Постепенно приблизился конец года; я досадовала, что до сих пор мне так и не удалось побывать в храме Сияния Добра, Дзэнкодзи, но в это время госпожа Комати…
Примечание переписчика XVI века:[118]
…проводила в унынии. Меж тем оказалось, что самурай Синдзаэмон Иинума слагает стихи, увлекается поэзией. Он часто приглашал меня, присылая за мной самурая Дзиродзаэмона Вакабаяси, любезно звал в гости, чтобы вместе заниматься сложением рэнга [119], стихов-цепочек. Я часто бывала у него; он оказался сверх ожидания утонченным, образованным человеком. Мы развлекались, слагая короткие танка и длинные стихотворения-цепочки. Меж тем уже наступила двенадцатая луна, и тут некая монахиня, вдова самурая Кавагоэ, проживавшая в селении Кавагути, предложила мне отправиться с ней вместе после Нового года в храм Сияния Добра, Дзэнкодзи, в краю Мусаси. Я обрадовалась удобному случаю побывать в тех местах и поехала в Кавагути, но в пути меня застиг такой снегопад, что я с трудом различала дорогу, путь из Камакуры в Кавагути отнял у меня целых два дня.

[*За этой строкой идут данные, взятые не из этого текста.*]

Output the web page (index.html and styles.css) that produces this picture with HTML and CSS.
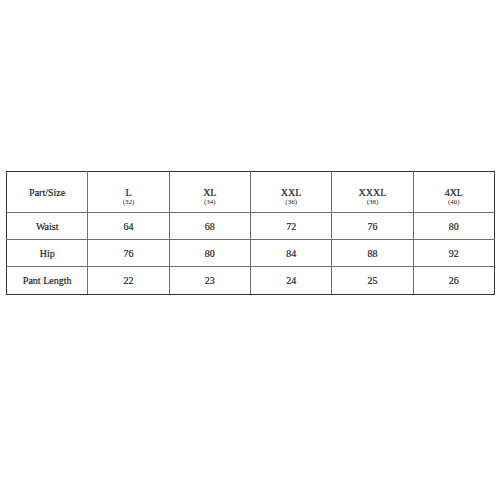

Место было совсем глухое, на берегу реки, – называлась она, если не ошибаюсь, Ирума. На другом берегу находился постоялый двор Ивабути, где жили девы веселья. В этом краю Мусаси совсем нет гор, куда ни глянь, далеко окрест протянулась равнина, покрытая зарослями увядшего, побитого инеем камыша. И как только живут здесь, среди этих камышей, люди! Все дальше уходила я от столицы… Так, в тоске и унынии, проводила я уходящий год.
С грустью вспоминала я прошедшую жизнь… Двух лет я лишилась матери, не помню даже ее лица, а когда мне исполнилось четыре года, меня взял к себе государь и мое имя внесли в список придворных женщин. С тех самых пор я удостоилась его милостей, обучалась разным искусствам, долгие годы пользовалась особой благосклонностью государя… Что ж удивительного, если в глубине души я лелеяла мечту вновь прославить наше семейство Кога? Но случилось иначе – в поисках просветления я вступила на путь Будды, ушла от мира…
Нелегко отринуть все, что любил,
все, чего недавно желал,
Отрешиться от страстей и забот,
если сердце ими сковал.
Но когда наступит последний час,
не захватишь ведь в мир иной
Ни жену, ни детей, ни мешки с казной,
ни прижизненный трон свой!
гласят слова сутры.
«Да, мир, от которого я бежала, полон скорби!» – думала я и все-таки тосковала по дворцу, с которым сроднилась за долгие годы, не могла забыть любовь государя… Так в одиночестве проливала я слезы.
Душа была полна горя, а тут еще снег все падал и падал с потемневшего неба, заметая все пути и дороги; куда ни глянь, кругом был лишь снег да снег… «Как живется вам здесь, среди снегов?» – прислала спросить хозяйка-монахиня. Я ответила:
Подумайте сами,
как тяжко одной созерцать
сад, снегом укрытый,
где ничьих не видно следов, -
и о прошлом грустить в тиши!…
Участие моей хозяйки лишь усилило душевную боль, но на людях я старалась не давать воли слезам и скрывала горькие думы. А меж тем старый год подошел к концу и начался новый.